Bulgarians protest about the gas crisis outside Ukraine's embassy in Sofia
Russian, Ukrainian and European Union officials have signed a deal which should pave the way for the re-opening of gas supplies to Europe.
The deal was signed by Ukrainian PM Yulia Tymoshenko, Russian PM Vladimir Putin and Czech PM Mirek Topolanek.
The deal is aimed at enabling a resumption of Russian gas deliveries to European countries through Ukraine.
Hundreds of thousands of European homes have no heating after gas shipments via Ukraine were halted on Wednesday.
Although both Ukraine and Russia had guaranteed that transit routes to Europe would be unaffected, mutual accusations between Kiev and Moscow resulted in supplies being cut.
EU monitors were expected to set out early from Kiev early on Sunday for the pumping and measuring stations on Ukraine's eastern and western borders.

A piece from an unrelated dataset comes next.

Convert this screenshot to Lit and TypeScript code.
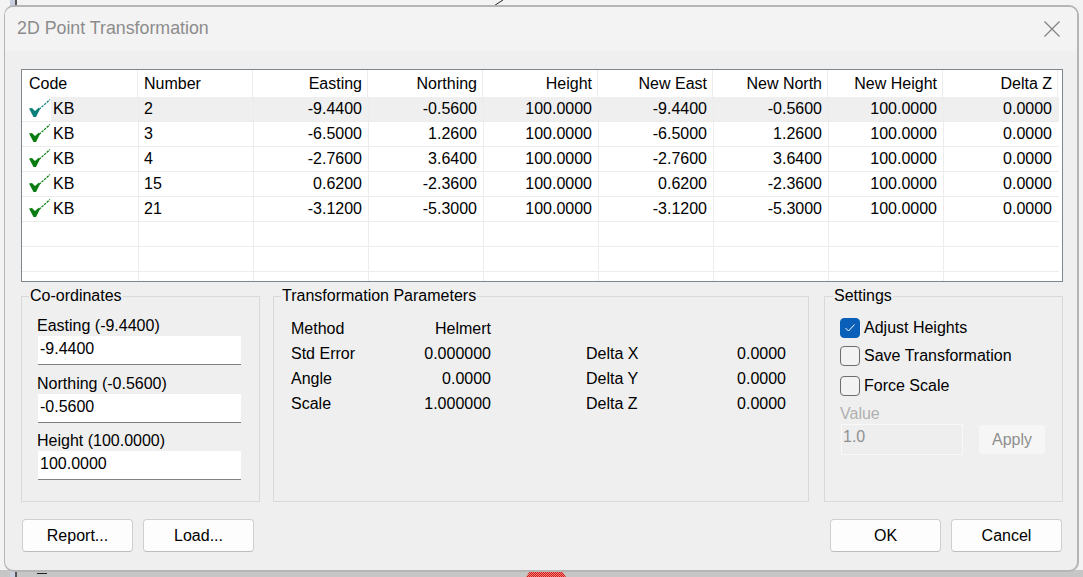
import { LitElement, html, css, svg } from "lit";
import { customElement } from "lit/decorators.js";

const COLS = ["Code", "Number", "Easting", "Northing", "Height", "New East", "New North", "New Height", "Delta Z"];
const ROWS = [
  ["KB", "2", "-9.4400", "-0.5600", "100.0000", "-9.4400", "-0.5600", "100.0000", "0.0000"],
  ["KB", "3", "-6.5000", "1.2600", "100.0000", "-6.5000", "1.2600", "100.0000", "0.0000"],
  ["KB", "4", "-2.7600", "3.6400", "100.0000", "-2.7600", "3.6400", "100.0000", "0.0000"],
  ["KB", "15", "0.6200", "-2.3600", "100.0000", "0.6200", "-2.3600", "100.0000", "0.0000"],
  ["KB", "21", "-3.1200", "-5.3000", "100.0000", "-3.1200", "-5.3000", "100.0000", "0.0000"],
];
const EMPTY = [0, 1, 2];

const tick = (color: string) => svg`<svg class="tick" width="22" height="20" viewBox="0 0 22 20">
  <path d="M0 9.5 L3 9 L6 12 L10 8.5 L10.5 11 L7 18 L4.5 18 Z" fill="${color}"/>
  <path d="M10 10.5 L21 0.5" stroke="${color}" stroke-width="1.2" stroke-dasharray="2.5 1" fill="none"/>
</svg>`;

@customElement("app-root")
export class AppRoot extends LitElement {
  static styles = css`
    :host { display: block; width: 1083px; height: 577px; overflow: hidden; position: relative;
      font-family: "Liberation Sans", Arial, sans-serif; font-size: 16px; color: #000; background: #f3f3f3; }
    .backdrop-bottom { position: absolute; left: 0; right: 0; bottom: 0; height: 7px; background: #c6c6c6; }
    .scribble { position: absolute; left: 493px; top: 0; }
    .red { position: absolute; left: 526px; top: 570px; width: 40px; height: 7px;
      background: repeating-conic-gradient(#d4141c 0 25%, #f08878 0 50%) 0 0 / 2px 2px;
      clip-path: polygon(12% 0, 88% 0, 100% 100%, 0 100%); }
    .dash { position: absolute; left: 37px; top: 573px; width: 10px; height: 1px; background: #222; }
    .strip { position: absolute; left: 10px; width: 5px; background: #c9cfdf; }
    .bar { position: absolute; left: 15px; width: 2px; background: #555; }
    .top { top: 0; height: 6px; }
    .bottom { top: 571px; height: 6px; }
    .dialog { position: absolute; left: 4px; top: 5px; width: 1075px; height: 567px; box-sizing: border-box;
      border: 1px solid #b5b5b5; border-width: 2px 2px 2px 1px; border-radius: 10px; background: #efefef;
      display: flex; flex-direction: column; overflow: hidden; }
    .title { height: 43px; flex: none; background: #f3f3f3; display: flex; align-items: center;
      justify-content: space-between; padding: 0 17px 1px 12px; font-size: 17.8px; color: #8c8c8c; }
    .body { flex: 1; display: flex; flex-direction: column; padding: 18px 14px 18px 16px; }
    .table { height: 213px; box-sizing: border-box; border: 1px solid #7f868c; background: #fff; overflow: hidden; flex: none; }
    .row { display: grid; grid-template-columns: 117px repeat(8, 115px); height: 25px; box-sizing: border-box;
      border-bottom: 1px solid #ececec; width: 1037px; }
    .row.head { height: 27px; border-bottom: 0; grid-template-columns: 116px repeat(8, 115px); width: 1036px; }
    .row.sel { background: #efefef; }
    .cell { border-right: 1px solid #ececec; padding: 0 6px 0 5px; display: flex; align-items: center;
      justify-content: flex-end; white-space: nowrap; box-sizing: border-box; }
    .row.head .cell { padding-right: 5px; }
    .row .cell:last-child { border-right: 0; padding-right: 7px; }
    .row.head .cell:last-child { border-right: 1px solid #ececec; padding-right: 5px; }
    .cell.left { justify-content: flex-start; padding-left: 5px; }
    .row.head .cell.left { padding-left: 6px; }
    .row.head .cell.left:first-child { padding-left: 7px; }
    .cell.code { padding: 0; justify-content: flex-start; }
    .icon { width: 29px; height: 24px; margin-right: 2px; background: #fff; display: flex; align-items: center;
      padding-left: 7px; box-sizing: border-box; flex: none; }
    .row:not(.sel) .icon { background: transparent; }
    .tick { display: block; flex: none; }
    .groups { display: flex; margin-top: 5px; height: 215px; flex: none; }
    fieldset { margin: 0; padding: 0; border: 1px solid #d9d9d9; box-sizing: border-box; min-width: 0; flex: none; }
    legend { padding: 0 1px; line-height: 18px; }
    .g1 { width: 239px; margin-right: 13px; padding: 10px 0 0 15px; }
    .g1 legend { margin-left: -8px; }
    .g2 { width: 536px; margin-right: 15px; padding: 11px 0 0 17px; }
    .g2 legend { margin-left: -10px; }
    .g3 { width: 239px; padding: 13px 0 0 15px; }
    .g3 legend { margin-left: -7px; }
    .lbl { height: 21px; line-height: 21px; }
    .input { width: 203px; height: 29px; box-sizing: border-box; background: #fff; border-bottom: 1px solid #808080;
      margin: 0 0 8px 1px; padding: 0 0 3px 2px; display: flex; align-items: center; }
    .input.tight { margin-bottom: 7px; }
    .params { display: grid; grid-template-columns: 100px 100px 95px 100px 100px; grid-auto-rows: 25px; align-items: center; }
    .r { text-align: right; }
    .chk { display: flex; align-items: center; gap: 4px; height: 20px; margin-bottom: 8px; }
    .chk.second { margin-bottom: 10px; }
    .box { width: 20px; height: 20px; box-sizing: border-box; border: 1px solid #6e6e6e; border-radius: 4px; background: #f2f2f2; flex: none; }
    .box.on { background: #0a5fb8; border-color: #0a5fb8; display: flex; align-items: center; justify-content: center; }
    .val { color: #b0b0b0; height: 18px; line-height: 18px; margin-top: 9px; }
    .valrow { display: flex; align-items: center; gap: 16px; margin: 1px 0 0 1px; }
    .dis { width: 122px; height: 31px; box-sizing: border-box; border: 1px solid #f8f8f8; background: #eeeeee; color: #909090;
      padding: 0 0 5px 1px; display: flex; align-items: center; }
    .apply { width: 66px; height: 29px; background: #f6f6f6; border-radius: 4px; color: #8f8f8f;
      display: flex; align-items: center; justify-content: center; }
    .foot { display: flex; justify-content: space-between; margin-top: 17px; padding: 0 1px; }
    .btns { display: flex; gap: 10px; }
    .btn { width: 111px; height: 33px; box-sizing: border-box; border: 1px solid #cfcfcf; border-bottom-color: #bcbcbc;
      border-radius: 4px; background: #fdfdfd; display: flex; align-items: center; justify-content: center; }
  `;

  render() {
    return html`
      <div class="backdrop-bottom"></div>
      <div class="strip top"></div>
      <div class="strip bottom"></div>
      <div class="bar top"></div>
      <div class="bar bottom"></div>
      <svg class="scribble" width="12" height="7" viewBox="0 0 12 7"><path d="M0 6.5 L10 0" stroke="#222" fill="none"/></svg>
      <div class="red"></div>
      <div class="dash"></div>
      <div class="dialog">
        <div class="title">
          <span>2D Point Transformation</span>
          <svg width="16" height="16" viewBox="0 0 16 16"><path d="M0.5 0.5 L15.5 15.5 M15.5 0.5 L0.5 15.5" stroke="#808080" stroke-width="1.2" fill="none"/></svg>
        </div>
        <div class="body">
          <div class="table">
            <div class="row head">
              ${COLS.map((c, i) => html`<div class="cell ${i < 2 ? "left" : ""}">${c}</div>`)}
            </div>
            ${ROWS.map((r, ri) => html`<div class="row ${ri === 0 ? "sel" : ""}">
              <div class="cell code">
                <span class="icon">${tick(ri === 0 ? "#0b7f7a" : "#0a7d12")}</span><span>${r[0]}</span>
              </div>
              <div class="cell left">${r[1]}</div>
              ${r.slice(2).map((v) => html`<div class="cell">${v}</div>`)}
            </div>`)}
            ${EMPTY.map(() => html`<div class="row">${COLS.map(() => html`<div class="cell"></div>`)}</div>`)}
          </div>
          <div class="groups">
            <fieldset class="g1">
              <legend>Co-ordinates</legend>
              <div class="lbl">Easting (-9.4400)</div>
              <div class="input">-9.4400</div>
              <div class="lbl">Northing (-0.5600)</div>
              <div class="input tight">-0.5600</div>
              <div class="lbl">Height (100.0000)</div>
              <div class="input">100.0000</div>
            </fieldset>
            <fieldset class="g2">
              <legend>Transformation Parameters</legend>
              <div class="params">
                <span>Method</span><span class="r">Helmert</span><span></span><span></span><span></span>
                <span>Std Error</span><span class="r">0.000000</span><span></span><span>Delta X</span><span class="r">0.0000</span>
                <span>Angle</span><span class="r">0.0000</span><span></span><span>Delta Y</span><span class="r">0.0000</span>
                <span>Scale</span><span class="r">1.000000</span><span></span><span>Delta Z</span><span class="r">0.0000</span>
              </div>
            </fieldset>
            <fieldset class="g3">
              <legend>Settings</legend>
              <div class="chk"><span class="box on"><svg width="12" height="10" viewBox="0 0 12 10"><path d="M1.5 5 L4.5 8 L10.5 1.5" stroke="#fff" stroke-width="1" fill="none"/></svg></span>Adjust Heights</div>
              <div class="chk second"><span class="box"></span>Save Transformation</div>
              <div class="chk"><span class="box"></span>Force Scale</div>
              <div class="val">Value</div>
              <div class="valrow"><div class="dis">1.0</div><div class="apply">Apply</div></div>
            </fieldset>
          </div>
          <div class="foot">
            <div class="btns"><div class="btn">Report...</div><div class="btn">Load...</div></div>
            <div class="btns"><div class="btn">OK</div><div class="btn">Cancel</div></div>
          </div>
        </div>
      </div>
    `;
  }
}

If things go to plan and once those monitors are in place, says the BBC's Gabriel Gatehouse in Kiev, Russia should turn on the taps.
'Calming Russian fears'
Mr Topolanek, who has been in Ukraine for talks with Ms Tymoshenko, said the signing of the deal cleared the way for the resumption of Russian natural gas supplies to Europe.
"Nothing prevents Russia now from resuming gas supplies," he said.
Ukraine's PM met the EU envoy on Saturday evening
Russia's agreement came after five hours of talks between Russian Deputy Prime Minister Igor Sechin and officials from the European Union.
Under the deal, EU, Ukrainian and Russian observers will monitor supplies, in order to calm Russian fears that Ukraine is siphoning off gas for its own use. Ukraine has denied this allegation.
After signing the deal, Ms Tymoshenko said Ukraine's agreement signified its "goodwill" and role as an "honest transit country", the Associated Press reported.
Mr Putin is quoted on Interfax, the Russian news agency, as saying that the "transit of gas through Ukraine will start again as soon as the (transit) control mechanism starts to work".
Ukraine and Russia's bitter contractual dispute over gas prices and transit fees has affected several countries which are unlikely to have supply resumed before Monday at the earliest, despite the signing of this deal.
Normal service in affected countries such as Bulgaria, Slovakia, Bosnia-Hercegovina and Serbia will be delayed as it takes around 36 hours from the moment of turning on the taps for the gas to reach consumers, our correspondent adds.
But the underlying issue that caused this crisis - how much Ukraine should pay Russia for its gas, and what Russia should pay Ukraine in return for transporting gas to Europe - remains unresolved.
Talks on the sale of Russian gas to Ukraine ended without an agreement on Saturday.
Gazprom's offer price of $450 per 1,000 cubic metres was more than double the $201 Ukraine was prepared to accept, said Oleh Dubyna, chief executive of Ukrainian state energy company Naftogaz. Ukraine paid $179.5 in 2008.
Russia cut supplies to the Ukraine on New Year's Day.
"Unfortunately, the talks with Gazprom have finished with nothing," he said.
"The talks now have to proceed at a higher level."
Until this element gas dispute is resolved, our correspondent says, there is no guarantee there will not be a repeat of what has been Europe's worst energy crisis for years.
The EU gets a quarter of its gas supplies from Russia, 80% of which passes through Ukraine and more than 15 countries across central Europe have been hit by the shutdown of Russian supplies.
Serbia and Bosnia-Hercegovina are among the worst hit as many homes rely on heating stations that only run on gas.
Meanwhile, the Slovak government has decided to restart a nuclear power station because of the gas supply cuts, Prime Minister Robert Fico said.
Slovakia shut the Jaslovske Bohunice power station at the end of last year in order to comply with its EU accession agreement.